Absolutely Famished is a program of exhibitions and events held in 2016, that invited artists, scientists and food experts to imagine what we might find in a 22nd century marketplace.
In 2016, the Absolutely Famished program pushed the limits of edibility, considered issues such as food sustainability and security in a world with a changed climate and increased population, and explored the role of technology and culture in future food trends.
Robot farmers, lab synthesized and 3D printed food, post-apocalyptic dining, and the future of agri-culture… were all on the table.
Held from July to December 2016 and curated by Dr Renee Beale, the program featured a great line up of over 50 artists, performers, scientists and food experts across more than 15 exclusive events:
21 July-26 August: Inheritance by Anna Madeleine exhibition
12 August: Workshop – What could a fair food university look like?
20-21 August: Absolutely Famished Bake Off and cake exhibition at the Queen Victoria Market
6 September-4 October: Food, Desire and Technology by Pierre Proske exhibition
27 September: ThoughtLAB-14 event – My Veggie Garden Rules
13 October-4 November: Autumn Moon over Potato Blossom Mountain exhibition by The Hotham Street Ladies
9 November-9 December: Coloursense by David Sequeira exhibition
Introducing the 22nd century marketplace
The 100 storey marketplace casts its shadow over everything in the city. The lifeline of the community, it provides the only supply of food for many thousands of kilometres. It has been so since the climate wars of 2050. With a quarter of the earth’s land mass underwater or under threat of being under water, mass migration of an ever-growing human population has seen every available speck of land built on.

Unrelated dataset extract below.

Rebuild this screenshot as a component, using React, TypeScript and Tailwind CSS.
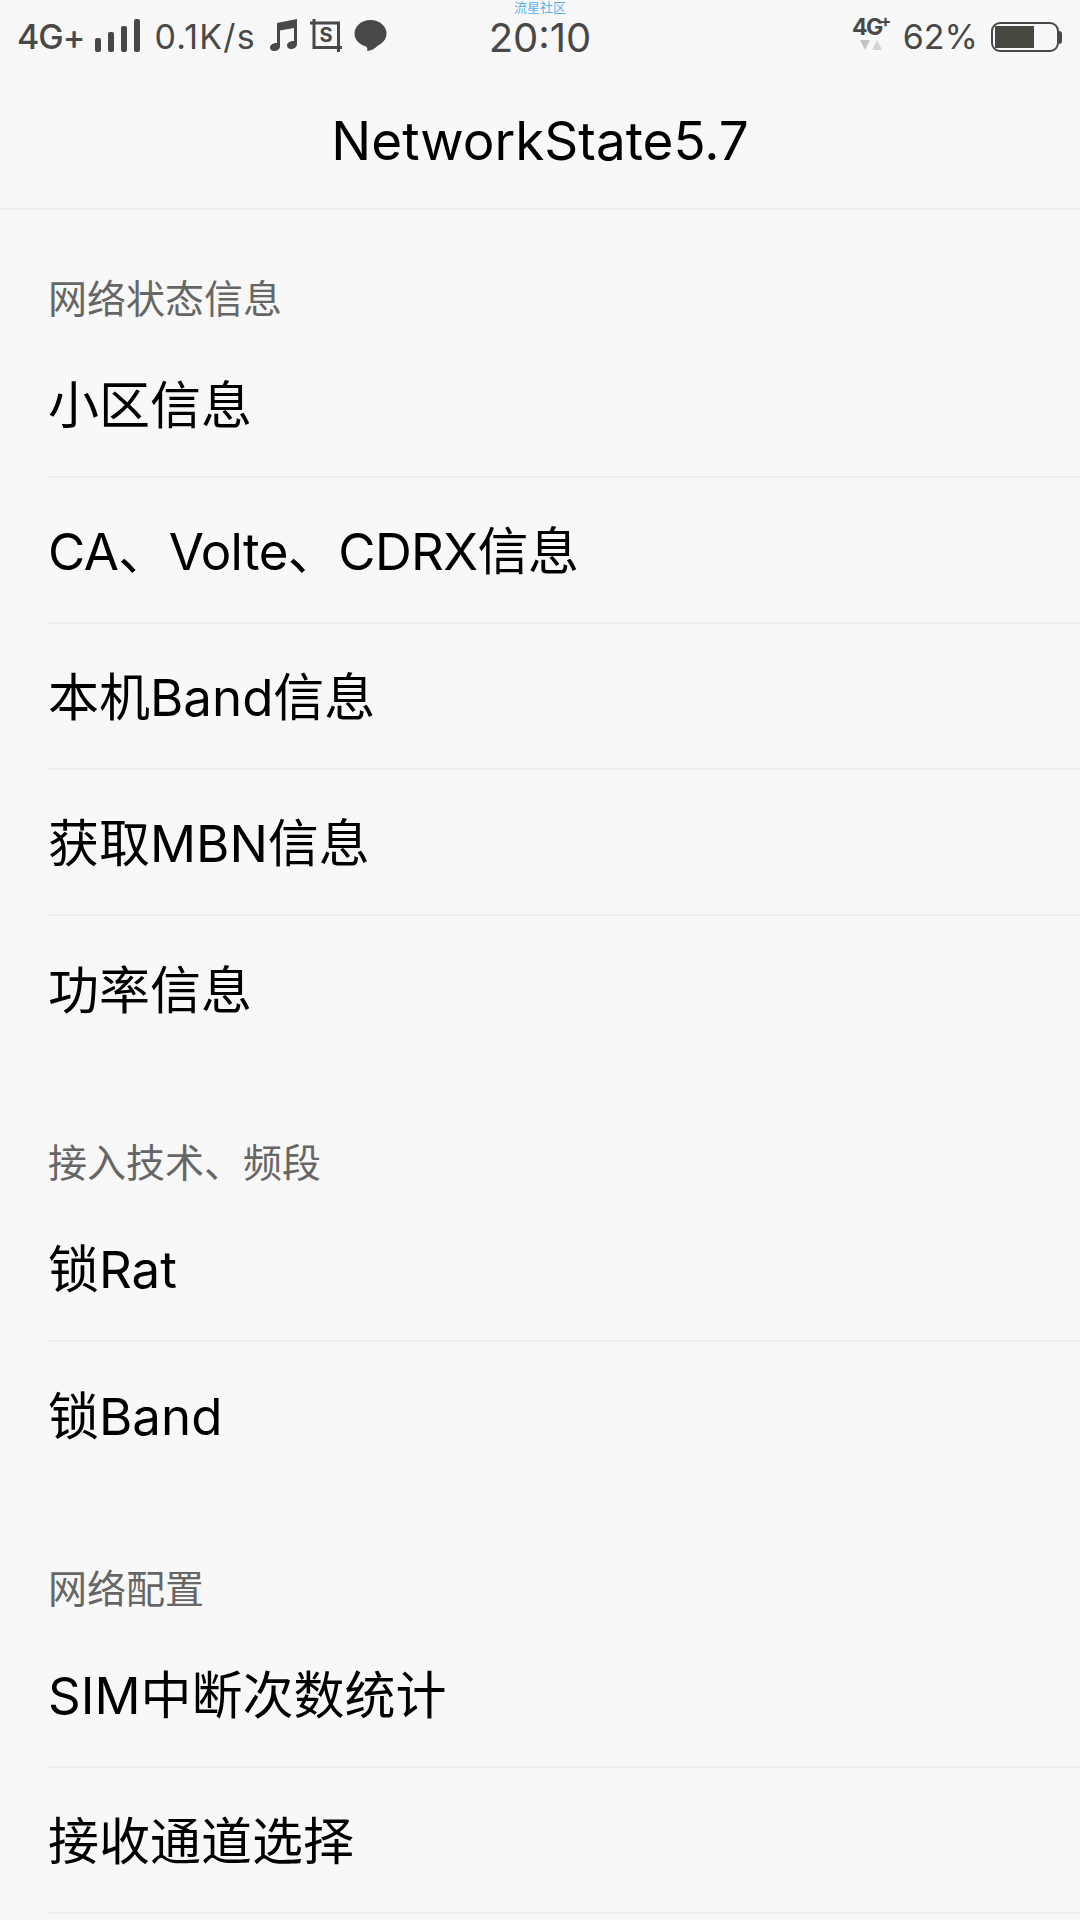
const FONT = "font-['Inter','Noto_Sans_CJK_SC',sans-serif]";

const sections = [
  {
    title: '网络状态信息',
    items: ['小区信息', 'CA、Volte、CDRX信息', '本机Band信息', '获取MBN信息', '功率信息'],
    labelHeight: 'h-[122px]',
  },
  {
    title: '接入技术、频段',
    items: ['锁Rat', '锁Band'],
    labelHeight: 'h-[134px]',
  },
  {
    title: '网络配置',
    items: ['SIM中断次数统计', '接收通道选择', ''],
    labelHeight: 'h-[134px]',
  },
];

function SignalBars() {
  return (
    <svg width="46" height="33" viewBox="0 0 46 33" fill="#484848">
      <rect x="0" y="19" width="6" height="14" rx="2" />
      <rect x="13" y="13" width="6" height="20" rx="2" />
      <rect x="26" y="7" width="6" height="26" rx="2" />
      <rect x="39" y="0" width="6" height="33" rx="2" />
    </svg>
  );
}

function MusicIcon() {
  return (
    <svg width="28" height="32" viewBox="0 0 28 32" fill="#484848">
      <path d="M7 4 L27 0 V25 C27 28 24 30 21 30 C18 30 17 28 17 26.5 C17 24 20 22 24 22 V9 L10 11.5 V27.5 C10 30 7 32 4 32 C1.5 32 0 30.5 0 28.5 C0 26 3 24 7 24 Z" />
    </svg>
  );
}

function StoreIcon() {
  return (
    <svg width="32" height="33" viewBox="0 0 32 33" fill="none" stroke="#484848" strokeWidth="3">
      <path d="M0 4 H28.5 V33 M4 0 V28.5 H32" />
    </svg>
  );
}

function BubbleIcon() {
  return (
    <svg width="33" height="31" viewBox="0 0 33 31" fill="#484848">
      <ellipse cx="16.5" cy="13.5" rx="16" ry="13.5" />
      <path d="M11 25 L24 25 C22 28 18 30.5 13 31 C14 29 13 27 11 25 Z" />
    </svg>
  );
}

function StatusBar() {
  return (
    <div className={`relative flex h-[70px] items-center justify-between pl-[17px] pr-[18px] pt-[4px] text-[#484848] ${FONT}`}>
      <div className="flex items-center">
        <span className="text-[34px] leading-none font-medium tracking-[-1px]">4G+</span>
        <div className="ml-[11px] flex -translate-y-[2px]">
          <SignalBars />
        </div>
        <span className="ml-[13px] text-[34px] leading-none tracking-[1.2px]">0.1K/s</span>
        <div className="ml-[14px] flex -translate-y-[2px] items-center gap-[12px]">
          <MusicIcon />
          <div className="relative flex">
            <StoreIcon />
            <span className="absolute inset-0 flex items-center justify-center text-[20px] font-bold leading-none">S</span>
          </div>
          <BubbleIcon />
        </div>
      </div>
      <div className="absolute left-0 right-0 top-0 flex flex-col items-center">
        <span className="text-[13px] leading-[14px] text-[#5ab0f0] font-['Noto_Sans_CJK_SC',sans-serif]">流星社区</span>
        <span className="mt-[2px] text-[40px] leading-[44px]">20:10</span>
      </div>
      <div className="flex items-center">
        <div className="flex -translate-y-[4px] translate-x-[2px] flex-col items-center">
          <span className="relative pr-[8px] text-[23px] leading-[22px] font-bold tracking-[-1.5px]">
            4G
            <span className="absolute right-0 -top-[3px] text-[17px] leading-[17px]">+</span>
          </span>
          <svg width="22" height="11" viewBox="0 0 22 11" className="mt-[2px]">
            <path d="M0 0 H10 L5 10 Z" fill="#c4c4c4" />
            <path d="M12 10 H22 L17 0 Z" fill="#d4d4d4" />
          </svg>
        </div>
        <span className="ml-[15px] text-[34px] leading-none">62%</span>
        <div className="ml-[13px] flex items-center">
          <div className="h-[30px] w-[68px] rounded-[9px] border-[2.5px] border-[#484848] p-[2px]">
            <div className="h-full w-[39px] bg-[#484840]" />
          </div>
          <div className="h-[13px] w-[3px] rounded-r-full bg-[#484848]" />
        </div>
      </div>
    </div>
  );
}

export default function App() {
  return (
    <div className={`h-[1920px] w-[1080px] overflow-hidden bg-[#f8f8f8] ${FONT}`}>
      <StatusBar />
      <div className="flex h-[140px] items-center justify-center border-b-2 border-[#eeeeee] pt-[4px]">
        <h1 className="text-[53px] font-normal leading-none text-black">NetworkState5.7</h1>
      </div>
      {sections.map((section) => (
        <section key={section.title} className="pl-[48px]">
          <div className={`flex ${section.labelHeight} items-end pb-[8px] text-[39px] leading-[50px] text-[#666666]`}>
            {section.title}
          </div>
          {section.items.map((item, i) => (
            <div
              key={i}
              className={`flex h-[146px] items-center pt-[5px] text-[51px] text-black ${
                item.includes('Volte') ? 'tracking-[-0.6px]' : ''
              } ${i < section.items.length - 1 ? 'border-b-2 border-[#eeeeee]' : ''}`}
            >
              {item}
            </div>
          ))}
        </section>
      ))}
    </div>
  );
}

Incredible aromas, some familiar and some new, permeate from the 10 storeys of retail that sell the wares produced in the floors above. But this enticing mix of aromas is not emanating from the food itself, merely from aromaprints emitted by the millions of advertising machines tempting the hungry citizens. This place is hell for those deemed obese and on mandated food rationing.
Robot assistants bleat sale items and daily special offers, programmed to particular auditory pitches in an attempt to be discernable to the inferior human ear over the cacophony.
Catalogues stretch endlessly into space, projecting vividly coloured virtual 3D representations of available food items for customers to peruse. The newer model catalogues allow the interaction of all senses – including sound and touch. Less real food is damaged and wasted that way, although any food that does get discarded is composted back into the growing systems above.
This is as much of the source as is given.